* _Your objective_
Identify the lines that contain the string "index", then copy each of them.
--- begin ---
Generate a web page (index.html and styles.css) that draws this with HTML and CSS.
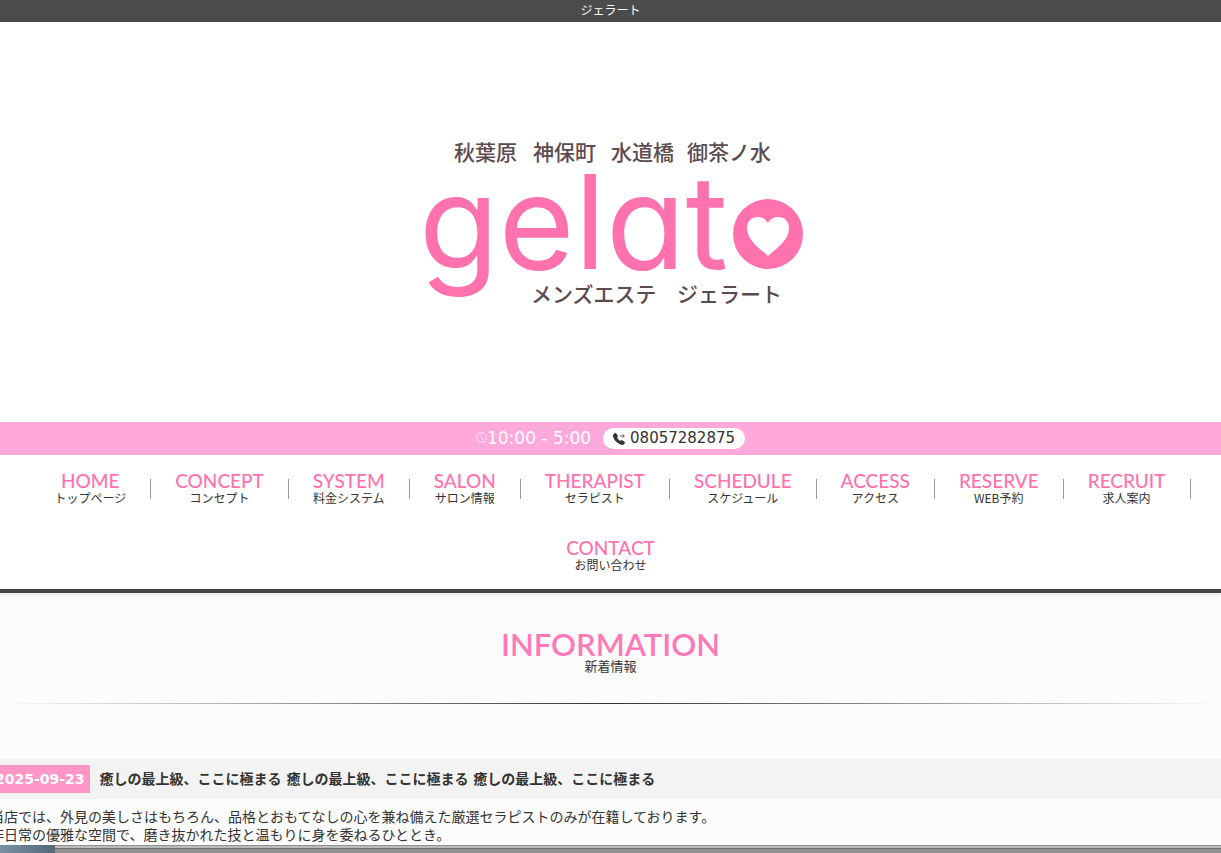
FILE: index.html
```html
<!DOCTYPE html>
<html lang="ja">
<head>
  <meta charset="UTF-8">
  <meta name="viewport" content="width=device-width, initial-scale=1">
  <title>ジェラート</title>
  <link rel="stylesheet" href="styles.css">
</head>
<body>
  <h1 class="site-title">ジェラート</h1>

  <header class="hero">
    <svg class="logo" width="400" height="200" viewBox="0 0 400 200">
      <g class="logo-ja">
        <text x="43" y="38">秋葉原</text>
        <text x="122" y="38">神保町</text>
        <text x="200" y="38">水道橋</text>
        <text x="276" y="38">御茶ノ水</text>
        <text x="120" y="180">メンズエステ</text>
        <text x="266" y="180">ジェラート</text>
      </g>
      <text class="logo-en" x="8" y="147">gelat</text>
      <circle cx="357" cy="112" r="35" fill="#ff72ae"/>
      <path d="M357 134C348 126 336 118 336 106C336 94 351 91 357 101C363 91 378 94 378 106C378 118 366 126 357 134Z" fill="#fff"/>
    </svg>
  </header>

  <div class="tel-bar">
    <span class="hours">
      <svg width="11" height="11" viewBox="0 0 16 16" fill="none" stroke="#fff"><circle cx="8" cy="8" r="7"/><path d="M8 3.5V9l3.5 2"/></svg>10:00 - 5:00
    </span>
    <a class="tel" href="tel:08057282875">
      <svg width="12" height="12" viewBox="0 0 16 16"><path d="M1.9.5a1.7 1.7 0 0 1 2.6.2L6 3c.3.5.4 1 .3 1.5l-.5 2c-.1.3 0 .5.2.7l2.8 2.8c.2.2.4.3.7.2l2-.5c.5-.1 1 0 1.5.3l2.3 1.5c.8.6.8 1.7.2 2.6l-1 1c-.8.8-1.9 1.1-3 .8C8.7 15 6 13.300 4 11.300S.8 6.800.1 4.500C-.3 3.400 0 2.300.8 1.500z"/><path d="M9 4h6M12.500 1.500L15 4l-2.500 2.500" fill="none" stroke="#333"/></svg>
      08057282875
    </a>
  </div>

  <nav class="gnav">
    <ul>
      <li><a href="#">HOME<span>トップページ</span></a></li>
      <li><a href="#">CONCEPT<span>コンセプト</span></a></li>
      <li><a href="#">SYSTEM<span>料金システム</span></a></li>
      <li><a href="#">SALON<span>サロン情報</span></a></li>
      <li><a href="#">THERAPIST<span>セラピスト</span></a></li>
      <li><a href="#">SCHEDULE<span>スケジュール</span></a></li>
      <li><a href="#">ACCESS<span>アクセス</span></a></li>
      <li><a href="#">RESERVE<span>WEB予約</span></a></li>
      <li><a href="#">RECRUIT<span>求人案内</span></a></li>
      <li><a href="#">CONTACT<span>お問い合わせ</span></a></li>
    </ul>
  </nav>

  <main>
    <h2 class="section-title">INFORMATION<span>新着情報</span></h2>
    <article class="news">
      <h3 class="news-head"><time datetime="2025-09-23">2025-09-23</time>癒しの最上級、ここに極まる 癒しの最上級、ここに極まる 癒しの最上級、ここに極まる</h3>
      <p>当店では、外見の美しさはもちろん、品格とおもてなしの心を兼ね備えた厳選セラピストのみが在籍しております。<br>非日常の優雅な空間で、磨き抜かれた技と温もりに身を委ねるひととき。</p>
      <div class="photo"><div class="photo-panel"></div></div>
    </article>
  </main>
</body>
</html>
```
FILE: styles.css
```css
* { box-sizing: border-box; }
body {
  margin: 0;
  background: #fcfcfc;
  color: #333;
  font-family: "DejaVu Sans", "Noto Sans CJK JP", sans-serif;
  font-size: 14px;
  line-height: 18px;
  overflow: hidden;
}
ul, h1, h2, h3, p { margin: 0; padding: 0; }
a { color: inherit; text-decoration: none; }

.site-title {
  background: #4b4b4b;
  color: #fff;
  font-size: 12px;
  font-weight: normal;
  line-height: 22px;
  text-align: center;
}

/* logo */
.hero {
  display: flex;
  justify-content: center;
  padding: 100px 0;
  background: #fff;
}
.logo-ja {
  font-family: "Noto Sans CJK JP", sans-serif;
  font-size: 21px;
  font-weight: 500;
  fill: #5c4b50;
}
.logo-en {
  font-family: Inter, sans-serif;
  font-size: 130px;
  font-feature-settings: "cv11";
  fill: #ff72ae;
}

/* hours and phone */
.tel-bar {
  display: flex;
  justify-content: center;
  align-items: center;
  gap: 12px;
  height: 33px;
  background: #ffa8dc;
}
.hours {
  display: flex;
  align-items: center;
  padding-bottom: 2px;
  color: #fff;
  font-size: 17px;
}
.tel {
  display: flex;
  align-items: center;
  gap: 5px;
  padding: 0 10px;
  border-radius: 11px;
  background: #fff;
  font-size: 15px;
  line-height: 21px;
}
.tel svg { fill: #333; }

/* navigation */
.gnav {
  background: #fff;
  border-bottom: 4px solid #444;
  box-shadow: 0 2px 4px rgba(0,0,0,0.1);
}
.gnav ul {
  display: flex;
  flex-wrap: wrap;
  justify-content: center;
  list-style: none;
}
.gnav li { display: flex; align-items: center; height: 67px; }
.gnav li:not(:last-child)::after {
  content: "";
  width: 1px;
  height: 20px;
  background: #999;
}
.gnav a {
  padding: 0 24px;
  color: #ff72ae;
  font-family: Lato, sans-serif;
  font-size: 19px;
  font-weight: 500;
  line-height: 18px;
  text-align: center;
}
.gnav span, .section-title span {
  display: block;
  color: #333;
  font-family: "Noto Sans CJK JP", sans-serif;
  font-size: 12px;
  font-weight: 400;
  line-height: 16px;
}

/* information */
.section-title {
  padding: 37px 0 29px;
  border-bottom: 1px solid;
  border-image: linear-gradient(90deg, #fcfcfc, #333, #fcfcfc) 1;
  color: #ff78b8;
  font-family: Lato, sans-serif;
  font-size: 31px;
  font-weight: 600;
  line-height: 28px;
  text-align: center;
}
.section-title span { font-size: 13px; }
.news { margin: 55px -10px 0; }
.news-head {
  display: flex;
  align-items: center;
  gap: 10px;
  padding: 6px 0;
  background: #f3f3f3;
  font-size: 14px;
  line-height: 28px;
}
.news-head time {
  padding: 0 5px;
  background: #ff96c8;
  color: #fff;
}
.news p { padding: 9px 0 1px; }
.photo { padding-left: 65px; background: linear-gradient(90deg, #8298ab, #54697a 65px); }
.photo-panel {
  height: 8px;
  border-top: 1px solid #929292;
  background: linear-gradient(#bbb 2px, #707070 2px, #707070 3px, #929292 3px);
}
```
--- end ---
* _Response_
Generate a web page (index.html and styles.css) that draws this with HTML and CSS.
FILE: index.html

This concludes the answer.